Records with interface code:
-------------------------
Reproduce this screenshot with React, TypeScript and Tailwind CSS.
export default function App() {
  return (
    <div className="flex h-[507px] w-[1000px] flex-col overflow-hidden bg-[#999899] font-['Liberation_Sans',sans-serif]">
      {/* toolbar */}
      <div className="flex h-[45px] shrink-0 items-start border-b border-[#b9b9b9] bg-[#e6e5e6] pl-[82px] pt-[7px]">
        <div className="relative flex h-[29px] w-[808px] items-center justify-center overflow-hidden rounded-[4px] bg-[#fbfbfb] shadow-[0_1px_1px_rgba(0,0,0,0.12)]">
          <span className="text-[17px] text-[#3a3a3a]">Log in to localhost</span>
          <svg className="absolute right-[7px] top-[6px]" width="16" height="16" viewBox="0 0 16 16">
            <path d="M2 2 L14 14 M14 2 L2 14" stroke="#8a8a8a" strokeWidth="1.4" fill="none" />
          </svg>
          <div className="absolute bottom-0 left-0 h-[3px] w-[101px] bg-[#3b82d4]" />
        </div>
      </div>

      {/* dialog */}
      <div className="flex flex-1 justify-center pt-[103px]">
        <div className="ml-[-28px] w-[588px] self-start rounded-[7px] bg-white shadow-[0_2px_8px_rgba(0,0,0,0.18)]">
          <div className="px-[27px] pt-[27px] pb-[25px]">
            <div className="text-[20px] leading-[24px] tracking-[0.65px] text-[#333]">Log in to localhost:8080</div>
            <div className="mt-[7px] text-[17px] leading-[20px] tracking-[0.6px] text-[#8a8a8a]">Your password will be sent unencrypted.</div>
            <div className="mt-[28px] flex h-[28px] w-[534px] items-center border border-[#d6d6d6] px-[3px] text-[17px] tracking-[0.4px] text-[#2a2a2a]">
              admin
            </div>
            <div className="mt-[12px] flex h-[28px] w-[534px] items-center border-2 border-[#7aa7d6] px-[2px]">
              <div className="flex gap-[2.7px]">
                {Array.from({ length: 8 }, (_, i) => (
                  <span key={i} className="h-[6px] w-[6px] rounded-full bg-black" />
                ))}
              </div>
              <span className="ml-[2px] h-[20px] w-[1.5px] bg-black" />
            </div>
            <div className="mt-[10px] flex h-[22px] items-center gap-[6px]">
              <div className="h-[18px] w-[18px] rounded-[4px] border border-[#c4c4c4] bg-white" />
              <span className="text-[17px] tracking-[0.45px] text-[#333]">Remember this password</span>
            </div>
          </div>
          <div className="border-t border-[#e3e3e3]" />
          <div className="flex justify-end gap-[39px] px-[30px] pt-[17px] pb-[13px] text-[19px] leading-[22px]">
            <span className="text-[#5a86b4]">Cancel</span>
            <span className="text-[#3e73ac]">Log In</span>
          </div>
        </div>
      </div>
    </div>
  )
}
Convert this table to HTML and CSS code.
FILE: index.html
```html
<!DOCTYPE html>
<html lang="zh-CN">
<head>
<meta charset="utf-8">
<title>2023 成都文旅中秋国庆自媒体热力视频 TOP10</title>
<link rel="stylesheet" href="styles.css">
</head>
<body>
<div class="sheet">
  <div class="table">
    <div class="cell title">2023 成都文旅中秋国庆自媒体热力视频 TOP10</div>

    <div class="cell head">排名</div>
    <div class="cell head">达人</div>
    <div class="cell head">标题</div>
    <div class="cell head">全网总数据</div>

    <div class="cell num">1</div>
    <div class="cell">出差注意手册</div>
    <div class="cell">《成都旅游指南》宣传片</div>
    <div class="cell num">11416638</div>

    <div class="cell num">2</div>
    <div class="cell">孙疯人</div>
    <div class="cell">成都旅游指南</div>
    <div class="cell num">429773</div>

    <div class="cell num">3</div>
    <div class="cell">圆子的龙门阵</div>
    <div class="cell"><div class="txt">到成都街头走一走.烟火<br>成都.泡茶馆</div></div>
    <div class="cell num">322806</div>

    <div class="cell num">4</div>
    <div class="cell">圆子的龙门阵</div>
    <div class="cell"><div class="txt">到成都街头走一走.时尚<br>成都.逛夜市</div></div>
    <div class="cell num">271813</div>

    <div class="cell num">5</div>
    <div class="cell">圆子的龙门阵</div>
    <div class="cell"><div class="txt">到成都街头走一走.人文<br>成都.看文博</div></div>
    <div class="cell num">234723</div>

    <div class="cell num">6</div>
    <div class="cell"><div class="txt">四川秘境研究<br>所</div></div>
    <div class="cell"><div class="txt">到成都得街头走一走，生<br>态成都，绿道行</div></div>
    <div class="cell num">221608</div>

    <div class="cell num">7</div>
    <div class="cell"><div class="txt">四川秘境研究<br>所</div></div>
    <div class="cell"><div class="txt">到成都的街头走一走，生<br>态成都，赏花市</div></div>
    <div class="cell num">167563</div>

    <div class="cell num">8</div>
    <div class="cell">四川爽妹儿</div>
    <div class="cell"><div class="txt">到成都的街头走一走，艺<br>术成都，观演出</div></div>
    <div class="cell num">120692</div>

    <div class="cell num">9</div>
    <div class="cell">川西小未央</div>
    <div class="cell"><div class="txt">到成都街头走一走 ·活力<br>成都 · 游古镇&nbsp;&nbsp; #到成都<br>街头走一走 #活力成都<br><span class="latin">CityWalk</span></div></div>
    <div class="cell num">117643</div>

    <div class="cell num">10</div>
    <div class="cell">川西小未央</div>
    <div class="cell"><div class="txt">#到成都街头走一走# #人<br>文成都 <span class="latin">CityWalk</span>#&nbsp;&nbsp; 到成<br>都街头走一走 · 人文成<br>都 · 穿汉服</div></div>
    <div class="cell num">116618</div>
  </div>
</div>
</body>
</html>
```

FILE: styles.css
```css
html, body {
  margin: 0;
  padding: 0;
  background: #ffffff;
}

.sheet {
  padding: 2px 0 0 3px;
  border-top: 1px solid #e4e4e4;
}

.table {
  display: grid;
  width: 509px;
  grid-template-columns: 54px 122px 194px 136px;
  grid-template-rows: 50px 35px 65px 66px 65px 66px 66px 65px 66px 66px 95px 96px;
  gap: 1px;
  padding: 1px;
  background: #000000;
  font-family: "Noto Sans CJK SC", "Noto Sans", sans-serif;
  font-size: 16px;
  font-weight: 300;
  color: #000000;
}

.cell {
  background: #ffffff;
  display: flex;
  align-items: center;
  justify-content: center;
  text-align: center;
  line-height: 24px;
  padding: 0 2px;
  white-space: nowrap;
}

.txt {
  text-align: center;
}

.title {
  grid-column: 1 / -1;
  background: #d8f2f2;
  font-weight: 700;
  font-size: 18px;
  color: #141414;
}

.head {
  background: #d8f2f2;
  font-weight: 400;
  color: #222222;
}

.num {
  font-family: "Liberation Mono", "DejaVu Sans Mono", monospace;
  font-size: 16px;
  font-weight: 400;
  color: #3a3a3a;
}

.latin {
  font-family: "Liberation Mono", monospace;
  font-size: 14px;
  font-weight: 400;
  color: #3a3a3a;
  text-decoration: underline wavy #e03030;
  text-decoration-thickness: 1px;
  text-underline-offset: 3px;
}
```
-------------------------
Work required
Extract, from the listing above, every line where the string "table" occurs.

Reply to the exercise
Convert this table to HTML and CSS code.
  <div class="table">
.table {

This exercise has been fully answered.